__Problem to solve__. Leave out every picture, then transcribe the rest of the listing exactly.

══ Information shown

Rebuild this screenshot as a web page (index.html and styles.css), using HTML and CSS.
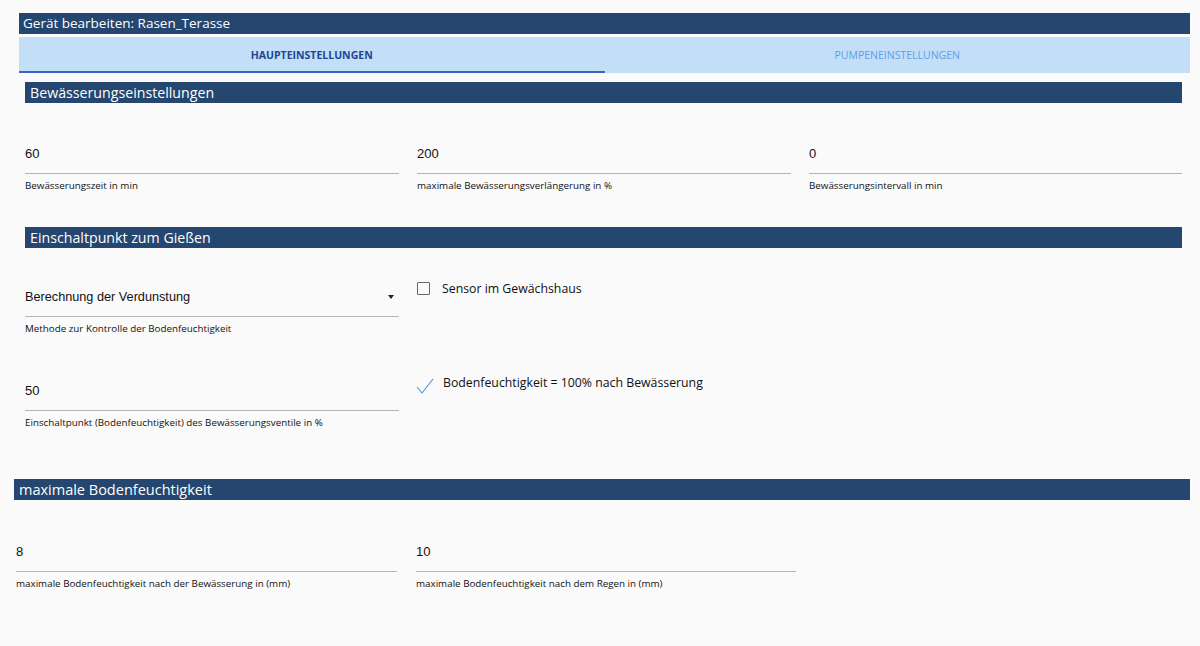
FILE: index.html
```html
<!DOCTYPE html>
<html lang="de">
<head>
  <meta charset="UTF-8">
  <title>Gerät bearbeiten</title>
  <link rel="stylesheet" href="styles.css">
</head>
<body>
  <div class="dialog">
    <div class="dialog-title">Gerät bearbeiten: Rasen_Terasse</div>
    <div class="tabs">
      <div class="tab active">HAUPTEINSTELLUNGEN</div>
      <div class="tab">PUMPENEINSTELLUNGEN</div>
    </div>

    <div class="section">
      <h2 class="section-head">Bewässerungseinstellungen</h2>
      <div class="grid first-row">
        <div class="field">
          <div class="input">60</div>
          <div class="label">Bewässerungszeit in min</div>
        </div>
        <div class="field">
          <div class="input">200</div>
          <div class="label">maximale Bewässerungsverlängerung in %</div>
        </div>
        <div class="field">
          <div class="input">0</div>
          <div class="label">Bewässerungsintervall in min</div>
        </div>
      </div>

      <h2 class="section-head head-gap">Einschaltpunkt zum Gießen</h2>
      <div class="grid first-row tight">
        <div class="field">
          <div class="input select">
            <span>Berechnung der Verdunstung</span>
            <span class="caret"></span>
          </div>
          <div class="label">Methode zur Kontrolle der Bodenfeuchtigkeit</div>
        </div>
        <label class="check">
          <span class="box"></span>
          <span>Sensor im Gewächshaus</span>
        </label>
        <div></div>
        <div class="field second">
          <div class="input">50</div>
          <div class="label">Einschaltpunkt (Bodenfeuchtigkeit) des Bewässerungsventile in %</div>
        </div>
        <label class="check second checked">
          <svg class="tick" width="18" height="16" viewBox="0 0 18 16">
            <path d="M1 9 L6 15 L17 1" fill="none" stroke="#4a90e2" stroke-width="1.1"/>
          </svg>
          <span>Bodenfeuchtigkeit = 100% nach Bewässerung</span>
        </label>
      </div>
    </div>

    <div class="section wide">
      <h2 class="section-head">maximale Bodenfeuchtigkeit</h2>
      <div class="grid two first-row">
        <div class="field">
          <div class="input">8</div>
          <div class="label">maximale Bodenfeuchtigkeit nach der Bewässerung in (mm)</div>
        </div>
        <div class="field">
          <div class="input">10</div>
          <div class="label">maximale Bodenfeuchtigkeit nach dem Regen in (mm)</div>
        </div>
      </div>
    </div>
  </div>
</body>
</html>
```

FILE: styles.css
```css
body {
  margin: 0;
  background: #fafafa;
  color: #111;
  font-family: "Open Sans", "DejaVu Sans", sans-serif;
}
.dialog {
  width: 1171px;
  margin: 13px 0 0 19px;
}
.dialog-title {
  background: #24466f;
  color: #fff;
  height: 21px;
  line-height: 21px;
  padding-left: 4px;
  font-size: 13.5px;
}
.tabs {
  display: flex;
  margin-top: 3px;
  height: 36px;
  background: #c3def7;
}
.tab {
  flex: 1;
  text-align: center;
  line-height: 36px;
  font-size: 10.5px;
  color: #5aa0ea;
  border-bottom: 2px solid transparent;
  box-sizing: border-box;
}
.tab.active {
  color: #1f4592;
  font-weight: bold;
  border-bottom-color: #3a63c4;
}
.section {
  padding: 0 8px 0 6px;
}
.section.wide {
  padding: 0;
  margin-left: -5px;
}
.section-head {
  margin: 9px 0 0;
  background: #24466f;
  color: #fff;
  font-weight: normal;
  font-size: 14.2px;
  height: 21px;
  line-height: 21px;
  padding-left: 5px;
}
.section.wide .section-head {
  margin-top: 50px;
  font-size: 14.5px;
}
.head-gap {
  margin-top: 35px;
}
.grid {
  display: grid;
  grid-template-columns: 374px 374px 373px;
  column-gap: 18px;
  align-items: start;
}
.grid.two {
  grid-template-columns: 381px 380px;
  column-gap: 19px;
  padding-left: 2px;
}
.first-row {
  margin-top: 37px;
}
.first-row.tight {
  margin-top: 35px;
}
.section.wide .first-row {
  margin-top: 38px;
}
.field.second {
  margin-top: 42px;
}
.input {
  font-family: "Liberation Sans", Arial, sans-serif;
  font-size: 13px;
  line-height: 16px;
  height: 16px;
  padding: 6px 0 11px;
  border-bottom: 1px solid #b3b3b3;
}
.select {
  display: flex;
  justify-content: space-between;
  align-items: center;
  font-size: 12.7px;
}
.caret {
  width: 0;
  height: 0;
  margin-right: 5px;
  border-left: 3.5px solid transparent;
  border-right: 3.5px solid transparent;
  border-top: 4px solid #222;
}
.label {
  margin-top: 6px;
  font-size: 9.8px;
  line-height: 12px;
  color: #111;
}
.check {
  display: flex;
  align-items: center;
  gap: 12px;
  font-size: 12.3px;
  height: 14px;
  margin-top: -2px;
}
.box {
  width: 11px;
  height: 11px;
  border: 1.5px solid #666;
  border-radius: 1px;
  flex: none;
}
.check.second {
  margin-top: 40px;
  gap: 9px;
}
.tick {
  margin-top: 8px;
  margin-left: -1px;
  flex: none;
}
```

════

__Response__.
Rebuild this screenshot as a web page (index.html and styles.css), using HTML and CSS.
FILE: index.html
```html
<!DOCTYPE html>
<html lang="de">
<head>
  <meta charset="UTF-8">
  <title>Gerät bearbeiten</title>
  <link rel="stylesheet" href="styles.css">
</head>
<body>
  <div class="dialog">
    <div class="dialog-title">Gerät bearbeiten: Rasen_Terasse</div>
    <div class="tabs">
      <div class="tab active">HAUPTEINSTELLUNGEN</div>
      <div class="tab">PUMPENEINSTELLUNGEN</div>
    </div>

    <div class="section">
      <h2 class="section-head">Bewässerungseinstellungen</h2>
      <div class="grid first-row">
        <div class="field">
          <div class="input">60</div>
          <div class="label">Bewässerungszeit in min</div>
        </div>
        <div class="field">
          <div class="input">200</div>
          <div class="label">maximale Bewässerungsverlängerung in %</div>
        </div>
        <div class="field">
          <div class="input">0</div>
          <div class="label">Bewässerungsintervall in min</div>
        </div>
      </div>

      <h2 class="section-head head-gap">Einschaltpunkt zum Gießen</h2>
      <div class="grid first-row tight">
        <div class="field">
          <div class="input select">
            <span>Berechnung der Verdunstung</span>
            <span class="caret"></span>
          </div>
          <div class="label">Methode zur Kontrolle der Bodenfeuchtigkeit</div>
        </div>
        <label class="check">
          <span class="box"></span>
          <span>Sensor im Gewächshaus</span>
        </label>
        <div></div>
        <div class="field second">
          <div class="input">50</div>
          <div class="label">Einschaltpunkt (Bodenfeuchtigkeit) des Bewässerungsventile in %</div>
        </div>
        <label class="check second checked">
          <svg class="tick" width="18" height="16" viewBox="0 0 18 16">
            <path d="M1 9 L6 15 L17 1" fill="none" stroke="#4a90e2" stroke-width="1.1"/>
          </svg>
          <span>Bodenfeuchtigkeit = 100% nach Bewässerung</span>
        </label>
      </div>
    </div>

    <div class="section wide">
      <h2 class="section-head">maximale Bodenfeuchtigkeit</h2>
      <div class="grid two first-row">
        <div class="field">
          <div class="input">8</div>
          <div class="label">maximale Bodenfeuchtigkeit nach der Bewässerung in (mm)</div>
        </div>
        <div class="field">
          <div class="input">10</div>
          <div class="label">maximale Bodenfeuchtigkeit nach dem Regen in (mm)</div>
        </div>
      </div>
    </div>
  </div>
</body>
</html>
```

FILE: styles.css
```css
body {
  margin: 0;
  background: #fafafa;
  color: #111;
  font-family: "Open Sans", "DejaVu Sans", sans-serif;
}
.dialog {
  width: 1171px;
  margin: 13px 0 0 19px;
}
.dialog-title {
  background: #24466f;
  color: #fff;
  height: 21px;
  line-height: 21px;
  padding-left: 4px;
  font-size: 13.5px;
}
.tabs {
  display: flex;
  margin-top: 3px;
  height: 36px;
  background: #c3def7;
}
.tab {
  flex: 1;
  text-align: center;
  line-height: 36px;
  font-size: 10.5px;
  color: #5aa0ea;
  border-bottom: 2px solid transparent;
  box-sizing: border-box;
}
.tab.active {
  color: #1f4592;
  font-weight: bold;
  border-bottom-color: #3a63c4;
}
.section {
  padding: 0 8px 0 6px;
}
.section.wide {
  padding: 0;
  margin-left: -5px;
}
.section-head {
  margin: 9px 0 0;
  background: #24466f;
  color: #fff;
  font-weight: normal;
  font-size: 14.2px;
  height: 21px;
  line-height: 21px;
  padding-left: 5px;
}
.section.wide .section-head {
  margin-top: 50px;
  font-size: 14.5px;
}
.head-gap {
  margin-top: 35px;
}
.grid {
  display: grid;
  grid-template-columns: 374px 374px 373px;
  column-gap: 18px;
  align-items: start;
}
.grid.two {
  grid-template-columns: 381px 380px;
  column-gap: 19px;
  padding-left: 2px;
}
.first-row {
  margin-top: 37px;
}
.first-row.tight {
  margin-top: 35px;
}
.section.wide .first-row {
  margin-top: 38px;
}
.field.second {
  margin-top: 42px;
}
.input {
  font-family: "Liberation Sans", Arial, sans-serif;
  font-size: 13px;
  line-height: 16px;
  height: 16px;
  padding: 6px 0 11px;
  border-bottom: 1px solid #b3b3b3;
}
.select {
  display: flex;
  justify-content: space-between;
  align-items: center;
  font-size: 12.7px;
}
.caret {
  width: 0;
  height: 0;
  margin-right: 5px;
  border-left: 3.5px solid transparent;
  border-right: 3.5px solid transparent;
  border-top: 4px solid #222;
}
.label {
  margin-top: 6px;
  font-size: 9.8px;
  line-height: 12px;
  color: #111;
}
.check {
  display: flex;
  align-items: center;
  gap: 12px;
  font-size: 12.3px;
  height: 14px;
  margin-top: -2px;
}
.box {
  width: 11px;
  height: 11px;
  border: 1.5px solid #666;
  border-radius: 1px;
  flex: none;
}
.check.second {
  margin-top: 40px;
  gap: 9px;
}
.tick {
  margin-top: 8px;
  margin-left: -1px;
  flex: none;
}
```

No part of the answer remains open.